BOJ policy makers view further monetary easing to shore up inflation as a counterproductive step for now, amid concern it could trigger declines in the yen that damage confidence, people familiar with the talks said last week.

The tumble in energy prices contributed to a slowdown in the central bank’s main inflation gauge to 0.5 percent in December, below the 2 percent target that Kuroda aimed to reach in about two years when he began record asset purchases in April 2013.

Kuroda said last month cheaper oil will boost the economy and help fuel consumer price gains in the future, even if it may delay achieving the inflation goal beyond the year starting in April.

Kuroda will hold a post-decision briefing at 3:30 p.m. in Tokyo.
Stimulus Forecasts

Twenty-six of 35 economists forecast the BOJ will expand stimulus by the end of October, according to a Bloomberg News survey Feb. 5-10. Kuroda pushed through a decision on Oct. 31 to increase easing in the BOJ’s closest vote since 2008.

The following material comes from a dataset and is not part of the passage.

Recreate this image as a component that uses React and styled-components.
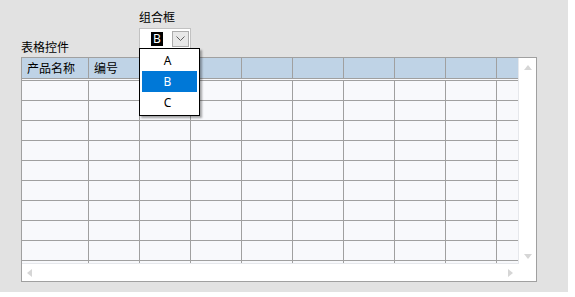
import styled, { createGlobalStyle } from 'styled-components';

const GlobalStyle = createGlobalStyle`
    body {
        margin: 0;
        background: #ffffff;
        font-family: "Noto Sans CJK SC", "Noto Sans", sans-serif;
        font-size: 12px;
        color: #000;
    }
`

const Form = styled.div`
    width: 568px;
    height: 292px;
    box-sizing: border-box;
    padding-left: 21px;
    background: #e2e2e2;
    display: flex;
    flex-direction: column;
`

const TopRow = styled.div`
    display: flex;
    align-items: flex-end;
    height: 57px;
`

const Label = styled.div`
    font-size: 12px;
    line-height: 16px;
    white-space: nowrap;
`

const TableLabel = styled(Label)`
    width: 118px;
    margin-bottom: 2px;
`

const ComboGroup = styled.div`
    display: flex;
    flex-direction: column;
    gap: 3px;
    margin-bottom: 8px;
`

const ComboBox = styled.div`
    position: relative;
    width: 52px;
    height: 21px;
    box-sizing: border-box;
    border: 1px solid #c2c2c2;
    background: #fff;
    display: flex;
    align-items: center;
    justify-content: space-between;
    padding: 0 1px 0 11px;
`

const SelectedText = styled.span`
    background: #000;
    color: #fff;
    font-family: "Noto Sans", sans-serif;
    font-size: 12px;
    line-height: 14px;
    height: 14px;
    padding: 0 2px;
`

const ArrowButton = styled.div`
    width: 17px;
    height: 16px;
    box-sizing: border-box;
    border: 1px solid #adadad;
    background: #e8e8e8;
    display: flex;
    align-items: center;
    justify-content: center;
`

const Dropdown = styled.div`
    position: absolute;
    top: 19px;
    left: -1px;
    width: 61px;
    box-sizing: border-box;
    border: 1px solid #000;
    background: #fff;
    padding: 1px 2px 2px;
    box-shadow: 2px 2px 2px rgba(0, 0, 0, 0.35);
    z-index: 10;
`

const Option = styled.div`
    height: 21px;
    line-height: 21px;
    text-align: center;
    padding-right: 4px;
    font-family: "Noto Sans", sans-serif;
    font-size: 12px;
    background: ${p => p.$selected ? '#0078d7' : 'transparent'};
    color: ${p => p.$selected ? '#fff' : '#000'};
`

const TableBox = styled.div`
    width: 516px;
    height: 225px;
    box-sizing: border-box;
    border: 1px solid #a0a0a0;
    background: #fff;
    display: grid;
    grid-template-columns: 497px 17px;
    grid-template-rows: 206px 17px;
`

const Grid = styled.div`
    overflow: hidden;
    background: #f8f9fc;
    border-right: 1px solid #e6e8ec;
    border-bottom: 1px solid #e6e8ec;
`

const HeaderRow = styled.div`
    display: flex;
    background: #bfd3e6;
    border-bottom: 1px solid #a0a0a0;
`

const HeaderCell = styled.div`
    flex-shrink: 0;
    width: ${p => p.$w}px;
    height: 20px;
    box-sizing: border-box;
    border-right: 1px solid #a0a0a0;
    padding-left: 5px;
    line-height: 19px;
    white-space: nowrap;
`

const Body = styled.div`
    margin-top: 1px;
    border-top: 1px solid #a0a0a0;
`

const Row = styled.div`
    display: flex;
    height: 20px;
    box-sizing: border-box;
    border-bottom: 1px solid #a0a0a0;
`

const Cell = styled.div`
    flex-shrink: 0;
    width: ${p => p.$w}px;
    box-sizing: border-box;
    border-right: 1px solid #a0a0a0;
`

const VScroll = styled.div`
    display: flex;
    flex-direction: column;
    align-items: center;
    justify-content: space-between;
    padding: 7px 0 5px;
    box-sizing: border-box;
`

const HScroll = styled.div`
    display: flex;
    align-items: center;
    justify-content: space-between;
    padding: 0 6px 0 5px;
`

const ARROW = '#d6d6d6'

const Triangle = ({ dir }) => {
    const pts = {
        up: '0,5 4,0 8,5',
        down: '0,0 8,0 4,5',
        left: '5,0 5,8 0,4',
        right: '0,0 5,4 0,8',
    }[dir]
    const horiz = dir === 'up' || dir === 'down'
    return (
        <svg width={horiz ? 8 : 5} height={horiz ? 5 : 8} style={{ display: 'block' }}>
            <polygon points={pts} fill={ARROW} />
        </svg>
    )
}

const widths = [67, 51, 51, 51, 51, 51, 51, 51, 51, 51]
const headers = ['产品名称', '编号']

const App = () => (
    <>
        <GlobalStyle />
        <Form>
            <TopRow>
                <TableLabel>表格控件</TableLabel>
                <ComboGroup>
                    <Label>组合框</Label>
                    <ComboBox>
                        <SelectedText>B</SelectedText>
                        <ArrowButton>
                            <svg width="9" height="5" viewBox="0 0 9 5">
                                <polyline points="0.5,0.5 4.5,4.5 8.5,0.5" fill="none" stroke="#606060" strokeWidth="1" />
                            </svg>
                        </ArrowButton>
                        <Dropdown>
                            <Option>A</Option>
                            <Option $selected>B</Option>
                            <Option>C</Option>
                        </Dropdown>
                    </ComboBox>
                </ComboGroup>
            </TopRow>
            <TableBox>
                <Grid>
                    <HeaderRow>
                        {widths.map((w, i) => (
                            <HeaderCell key={i} $w={w}>{headers[i] || ''}</HeaderCell>
                        ))}
                    </HeaderRow>
                    <Body>
                        {Array.from({ length: 10 }).map((_, r) => (
                            <Row key={r}>
                                {widths.map((w, i) => <Cell key={i} $w={w} />)}
                            </Row>
                        ))}
                    </Body>
                </Grid>
                <VScroll>
                    <Triangle dir="up" />
                    <Triangle dir="down" />
                </VScroll>
                <HScroll>
                    <Triangle dir="left" />
                    <Triangle dir="right" />
                </HScroll>
                <div />
            </TableBox>
        </Form>
    </>
)

export default App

A below-forecast rebound in growth in the three months ended Dec. 31 after two straight quarters of declines in gross domestic product raised the bar for the economy to reach the BOJ’s estimate for a 0.5 percent contraction in the current fiscal year through March.

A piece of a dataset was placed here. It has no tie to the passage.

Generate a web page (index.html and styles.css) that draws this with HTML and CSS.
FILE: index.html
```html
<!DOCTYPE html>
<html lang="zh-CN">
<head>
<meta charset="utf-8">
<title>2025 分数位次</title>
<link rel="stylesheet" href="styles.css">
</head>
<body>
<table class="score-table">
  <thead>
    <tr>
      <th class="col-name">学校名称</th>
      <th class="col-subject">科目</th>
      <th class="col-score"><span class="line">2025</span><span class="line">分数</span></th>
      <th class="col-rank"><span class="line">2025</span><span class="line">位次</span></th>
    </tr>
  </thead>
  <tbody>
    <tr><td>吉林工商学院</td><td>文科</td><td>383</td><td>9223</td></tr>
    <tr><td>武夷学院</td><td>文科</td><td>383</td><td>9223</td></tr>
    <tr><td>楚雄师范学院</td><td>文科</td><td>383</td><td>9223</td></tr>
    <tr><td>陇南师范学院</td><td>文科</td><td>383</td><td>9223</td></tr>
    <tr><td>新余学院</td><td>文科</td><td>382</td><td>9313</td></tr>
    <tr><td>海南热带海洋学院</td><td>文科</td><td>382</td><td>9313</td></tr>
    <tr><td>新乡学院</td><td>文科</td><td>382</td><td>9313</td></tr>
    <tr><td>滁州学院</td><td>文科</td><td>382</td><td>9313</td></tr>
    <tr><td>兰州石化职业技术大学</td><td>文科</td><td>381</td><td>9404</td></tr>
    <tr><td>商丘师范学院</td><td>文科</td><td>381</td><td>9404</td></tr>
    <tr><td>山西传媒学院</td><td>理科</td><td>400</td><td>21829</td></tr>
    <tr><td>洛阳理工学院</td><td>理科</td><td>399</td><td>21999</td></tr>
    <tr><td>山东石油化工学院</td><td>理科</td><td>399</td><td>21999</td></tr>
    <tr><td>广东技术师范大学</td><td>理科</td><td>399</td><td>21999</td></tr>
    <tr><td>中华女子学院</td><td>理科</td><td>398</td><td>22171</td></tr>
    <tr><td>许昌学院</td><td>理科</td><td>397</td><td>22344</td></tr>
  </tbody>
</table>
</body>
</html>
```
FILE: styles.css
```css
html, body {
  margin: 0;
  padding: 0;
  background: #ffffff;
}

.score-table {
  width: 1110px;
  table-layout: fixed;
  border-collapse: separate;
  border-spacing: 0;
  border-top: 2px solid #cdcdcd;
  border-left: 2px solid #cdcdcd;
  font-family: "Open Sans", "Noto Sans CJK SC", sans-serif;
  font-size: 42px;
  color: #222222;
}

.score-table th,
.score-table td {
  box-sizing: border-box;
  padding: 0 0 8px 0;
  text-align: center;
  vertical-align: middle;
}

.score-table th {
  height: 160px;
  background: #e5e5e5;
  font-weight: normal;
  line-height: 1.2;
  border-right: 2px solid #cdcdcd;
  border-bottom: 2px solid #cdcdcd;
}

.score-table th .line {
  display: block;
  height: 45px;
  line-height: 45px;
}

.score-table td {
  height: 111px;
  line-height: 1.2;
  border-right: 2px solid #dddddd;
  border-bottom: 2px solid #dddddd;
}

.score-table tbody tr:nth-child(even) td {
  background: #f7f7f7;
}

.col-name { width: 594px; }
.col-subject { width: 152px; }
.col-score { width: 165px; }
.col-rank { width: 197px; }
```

An expansion of 8.7 percent this quarter is needed to achieve the BOJ’s growth outlook for this fiscal year, said Barclays Plc economists Kyohei Morita and Yuichiro Nagai, who wrote in a note: “That could be rather difficult.”
‘Too Early’

“The growth was probably somewhat disappointing for the BOJ,” said Masayuki Kichikawa, an economist at Bank of America Corp. “Yet, it’s too early for the BOJ to change its outlook significantly. They will be closely watching for a recovery in consumer spending.”

The BOJ is counting on rising inflation expectations and a tighter gap between supply and demand to stoke inflation to the 2 percent target.